The sky, April 21-28: The Moon and Spica on April 22

Special to, April 21, 2024

Excerpts from weekly Sky&Telescope report.


■ As night descends, look high in the west for Pollux and Castor lined up almost horizontally (depending on your latitude). These two stars, the heads of the Gemini twins, form the top of the enormous Arch of Spring. To their lower left is Procyon, the left end of the Arch. Farther to their lower right is the other end, formed by 2nd-magnitude Menkalinan (Beta Aurigae) and then brilliant Capella.

The whole thing sinks in the west through the evening. It’s the last part of the even larger Winter Hexagon to depart.


■ This evening the Moon, just a day from full, passes 1° or less from Spica for North American skywatchers. Cover the Moon with your fingertip to block its glare. The time of their closest approach, and their separation then, will depend on your location.

Moon passing Spica, April 21-23, 2024

Remember, the Moon in these illustrations is drawn about three times its actual apparent size. Spica will not actually be on its edge!


■ Full Moon (exact at 7:49 p.m. EDT). Now it shines about 12° below Spica as shown above. Three times as far upper left of the Moon is brighter Arcturus.


■ The brightest star sparkling low in the southwest as twilight fades is Sirius, the Dog Star. Two fists above it is Procyon, the Little Dog Star. To their right is orange Betelgeuse, the uppermost shoulder of sinking Orion. The three form the equilateral Winter Triangle.

A little less far to the lower right of Betelgeuse, look for orange Aldebaran, the lurking eye of sinking Taurus.


■ Right after dark, the Sickle of Leo stands upright high in the south. Its bottom star is Regulus, the brightest of Leo. Leo himself is walking westward. The Sickle forms his front leg, chest, mane, and part of his head. His tail tip is Denebola, about two and a half fists left of Regulus.


■ This is the time of year when, as the last of twilight fades away, the dim Little Dipper extends straight to the right from Polaris. High above the end-stars of the Little Dipper’s bowl, you’ll find the end-stars of the Big Dipper’s bowl.

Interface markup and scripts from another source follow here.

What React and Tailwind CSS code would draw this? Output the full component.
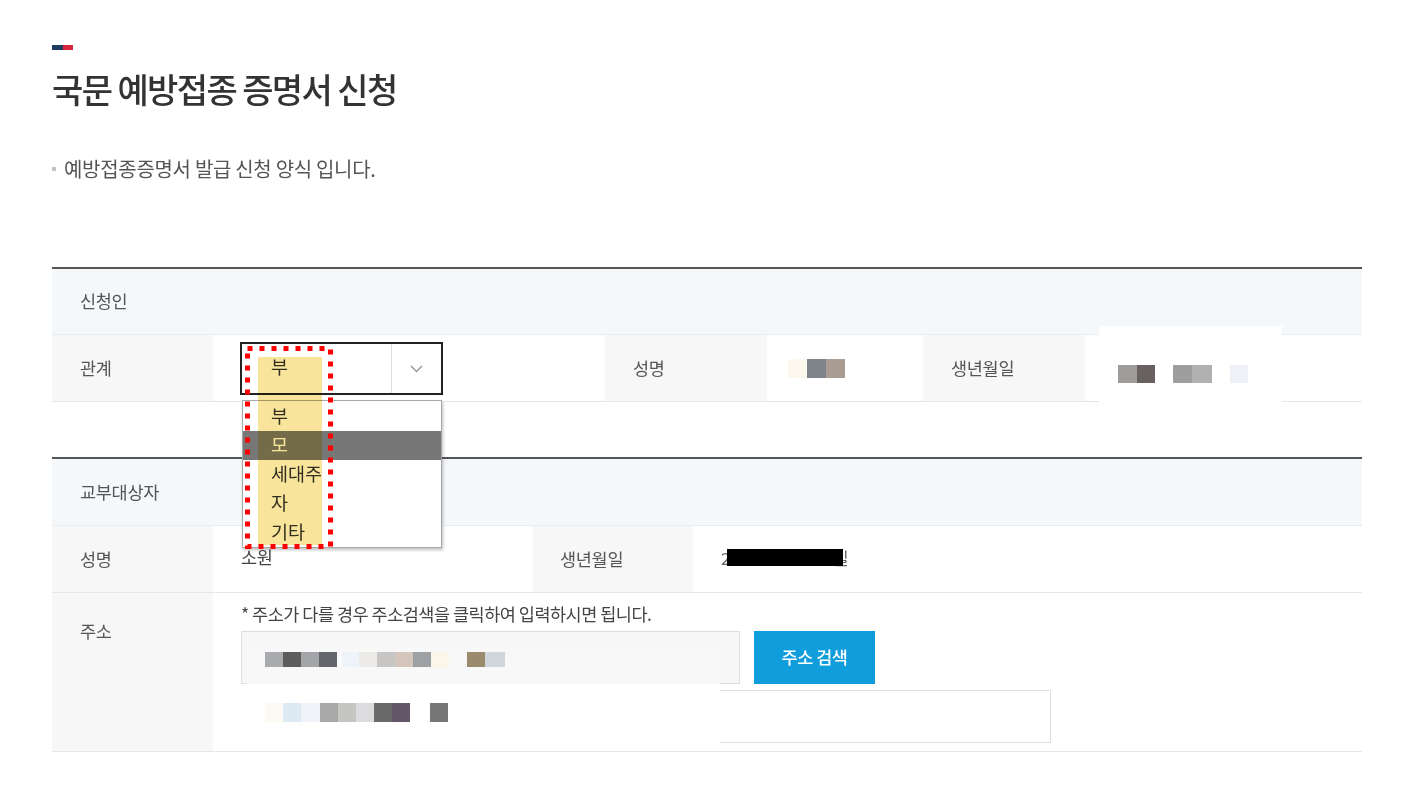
const font = "font-['Noto_Sans_CJK_KR','Noto_Sans',sans-serif]";

// pixelated blocks standing in for redacted values
const Blocks = ({ cells, h }) => (
	<div className="flex">
		{cells.map((c, i) => (
			<div key={i} className={h} style={{ width: c[1], background: c[0] }} />
		))}
	</div>
);

const addr1 = [
	["#a9abae", 18], ["#5d5d5d", 18], ["#a4a5a8", 18], ["#63666a", 18], ["#f8fafc", 5],
	["#eef4f9", 17], ["#ecebe8", 18], ["#c8c6c4", 18], ["#d4c6bd", 18], ["#9ea1a4", 18],
	["#fbf6ea", 18], ["#f8f8f8", 18], ["#9c8a6d", 18], ["#cfd6dc", 20],
];
const addr2 = [
	["#fbfaf3", 18], ["#ddeaf3", 18], ["#f0f4f8", 19], ["#a8a8a8", 18], ["#c5c6c1", 18],
	["#dcdcdf", 18], ["#6a6a6a", 18], ["#65576a", 18], ["#ffffff", 20], ["#777777", 18],
];

const options = ["부", "모", "세대주", "자", "기타"];

const Label = ({ children, w = "w-[161px]", pl = "pl-[28px]" }) => (
	<div className={`${w} ${pl} h-full shrink-0 bg-[#f7f7f7] flex items-center text-[17.5px] tracking-[-0.3px] text-[#555]`}>
		{children}
	</div>
);

export default function App() {
	return (
		<div className={`${font} relative w-[1405px] min-h-[786px] bg-white pl-[52px] pt-[45px] pb-[30px]`}>
			{/* logo bar */}
			<div className="flex h-[5px] w-[21px]">
				<div className="w-[11px] bg-[#1f3a63]" />
				<div className="w-[10px] bg-[#d7263d]" />
			</div>
			<h1 className="mt-[18px] text-[34px] leading-[42px] font-medium tracking-[-1.6px] text-[#333]">
				국문 예방접종 증명서 신청
			</h1>
			<div className="mt-[46px] flex items-center gap-[8px] text-[20px] leading-[26px] tracking-[-0.3px] text-[#555]">
				<span className="w-[4px] h-[4px] bg-[#c4c4c4]" />
				<span>예방접종증명서 발급 신청 양식 입니다.</span>
			</div>

			{/* 신청인 */}
			<div className="mt-[85px] w-[1310px] border-t-2 border-[#555]">
				<div className="h-[66px] bg-[#f5f8fb] border-b border-[#e9edf1] flex items-center pl-[28px] text-[17.5px] tracking-[-0.3px] text-[#555]">
					신청인
				</div>
				<div className="h-[67px] flex border-b border-[#e6e6e6]">
					<Label>관계</Label>
					<div className="w-[392px] shrink-0 pl-[27px] flex items-center">
						<div className="w-[203px] h-[53px] border-2 border-[#222] flex bg-white">
							<div className="flex-1 flex items-center pl-[29px] pb-[2px] text-[18.5px] text-[#333]">부</div>
							<div className="w-[50px] border-l border-[#ddd] flex items-center justify-center">
								<svg width="15" height="9" viewBox="0 0 15 9" fill="none">
									<path d="M2 2l5.5 5.5L13 2" stroke="#9a9a9a" strokeWidth="1.5" />
								</svg>
							</div>
						</div>
					</div>
					<Label w="w-[162px]">성명</Label>
					<div className="w-[156px] shrink-0 flex items-center pl-[21px]">
						<Blocks h="h-[19px]" cells={[["#fdf8ee", 19], ["#7f848a", 19], ["#a99d93", 19]]} />
					</div>
					<Label w="w-[162px]">생년월일</Label>
					<div className="flex-1 relative">
						<div className="absolute left-[14px] top-[-9px] w-[183px] h-[78px] bg-white flex items-center pl-[19px]">
							<div className="mt-[18px]">
								<Blocks
									h="h-[18px]"
									cells={[["#a09c99", 19], ["#67625f", 18], ["#ffffff", 18], ["#9e9e9e", 19], ["#b0b0b0", 20], ["#ffffff", 18], ["#eef2f7", 18]]}
								/>
							</div>
						</div>
					</div>
				</div>
			</div>

			{/* 교부대상자 */}
			<div className="mt-[55px] w-[1310px] border-t-2 border-[#555]">
				<div className="h-[67px] bg-[#f5f8fb] border-b border-[#e9edf1] flex items-center pl-[28px] text-[17.5px] tracking-[-0.3px] text-[#555]">
					교부대상자
				</div>
				<div className="h-[67px] flex border-b border-[#e6e6e6]">
					<Label>성명</Label>
					<div className="w-[320px] shrink-0 flex items-center pl-[28px] pb-[4px] text-[17.5px] tracking-[-0.3px] text-[#444]">소원</div>
					<Label w="w-[160px]" pl="pl-[27px]">생년월일</Label>
					<div className="flex-1 flex items-center pl-[34px] pb-[4px]">
						<div className="relative w-[120px] h-[22px]">
							<span className="absolute left-[-6px] top-[-1px] text-[17px] text-[#666]">2</span>
							<span className="absolute left-[106px] top-[-1px] text-[17px] text-[#666]">일</span>
							<div className="absolute left-0 top-[3px] w-[116px] h-[17px] bg-black" />
						</div>
					</div>
				</div>
				<div className="h-[159px] flex border-b border-[#e6e6e6]">
					<div className="w-[161px] shrink-0 bg-[#f7f7f7] pl-[28px] pt-[25px] text-[17.5px] tracking-[-0.3px] text-[#555]">주소</div>
					<div className="flex-1 relative pl-[28px] pt-[8px]">
						<p className="text-[17.5px] leading-[26px] tracking-[-0.5px] text-[#444]">
							* 주소가 다를 경우 주소검색을 클릭하여 입력하시면 됩니다.
						</p>
						<div className="mt-[4px] flex gap-[14px]">
							<div className="w-[499px] h-[53px] bg-[#f7f7f7] border border-[#ddd]" />
							<button className="w-[121px] h-[53px] bg-[#0f9ddb] text-white text-[17.5px] font-medium tracking-[-0.5px]">
								주소 검색
							</button>
						</div>
						<div className="mt-[6px] w-[810px] h-[53px] bg-white border border-[#ddd]" />

						{/* blurred address overlays */}
						<div className="absolute left-[34px] top-[54px] w-[473px] h-[37px] bg-[#f8f8f8] pl-[18px] pt-[5px]">
							<Blocks h="h-[15px]" cells={addr1} />
						</div>
						<div className="absolute left-[15px] top-[91px] w-[492px] h-[67px] bg-white pl-[37px] pt-[19px]">
							<Blocks h="h-[19px]" cells={addr2} />
						</div>
					</div>
				</div>
			</div>

			{/* open select list */}
			<div className="absolute left-[242px] top-[400px] w-[200px] h-[148px] bg-white border border-[#a8a8a8] shadow-[1px_2px_3px_rgba(0,0,0,0.25)] pt-[1px]">
				{options.map((o) => (
					<div
						key={o}
						className={`h-[29px] flex items-center pl-[28px] pb-[2px] text-[18.5px] ${o === "모" ? "bg-[#777] text-white" : "text-[#333]"}`}
					>
						{o}
					</div>
				))}
			</div>

			{/* annotation: highlight + dotted frame */}
			<div className="absolute left-[258px] top-[357px] w-[64px] h-[188px] bg-[#f8e59b] mix-blend-multiply pointer-events-none" />
			<svg className="absolute left-[245px] top-[346px] pointer-events-none" width="88" height="203" viewBox="0 0 88 203">
				<rect x="2.5" y="2.5" width="83" height="198" fill="none" stroke="#f00" strokeWidth="5" strokeDasharray="5 7" />
			</svg>
		</div>
	);
}
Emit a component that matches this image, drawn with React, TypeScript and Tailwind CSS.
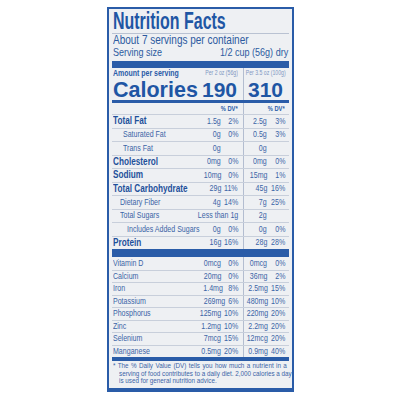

Mars and Saturn low in the dawn, April 27, 2024

Now Saturn and Mars are a little higher and easier in the dawn and 11° apart.


■ Vega, the Summer Star, the zero-magnitude equal of Arcturus, now twinkles low in the northeast after nightfall. . . depending on your latitude. The farther north you are the higher it will be. If you’re in the latitudes of the southern US, you’ll have to wait until a bit later after dark for it to appear.


■ These spring evenings, the long, dim sea serpent Hydra snakes almost level far across the southern sky. Find his head, a rather dim asterism about the width of your thumb at arm’s length, in the southwest. It’s almost halfway from Procyon to Regulus. Left or lower left of Hydra’s head, by about a fist and a half, is orange, 2nd-magnitude Alphard, Hydra’s lonely heart.

Hydra’s dim, irregular body and tail stretch all the way to Libra just risen in the southeast. He carries Crater and Corvus on his back.

Hydra’s star pattern, from forehead to tail-tip, is 95° long. That’s more than a quarter of the way around the celestial sphere. No other constellation does that. Even the star pattern of the river Eridanus is only 66° from end to end.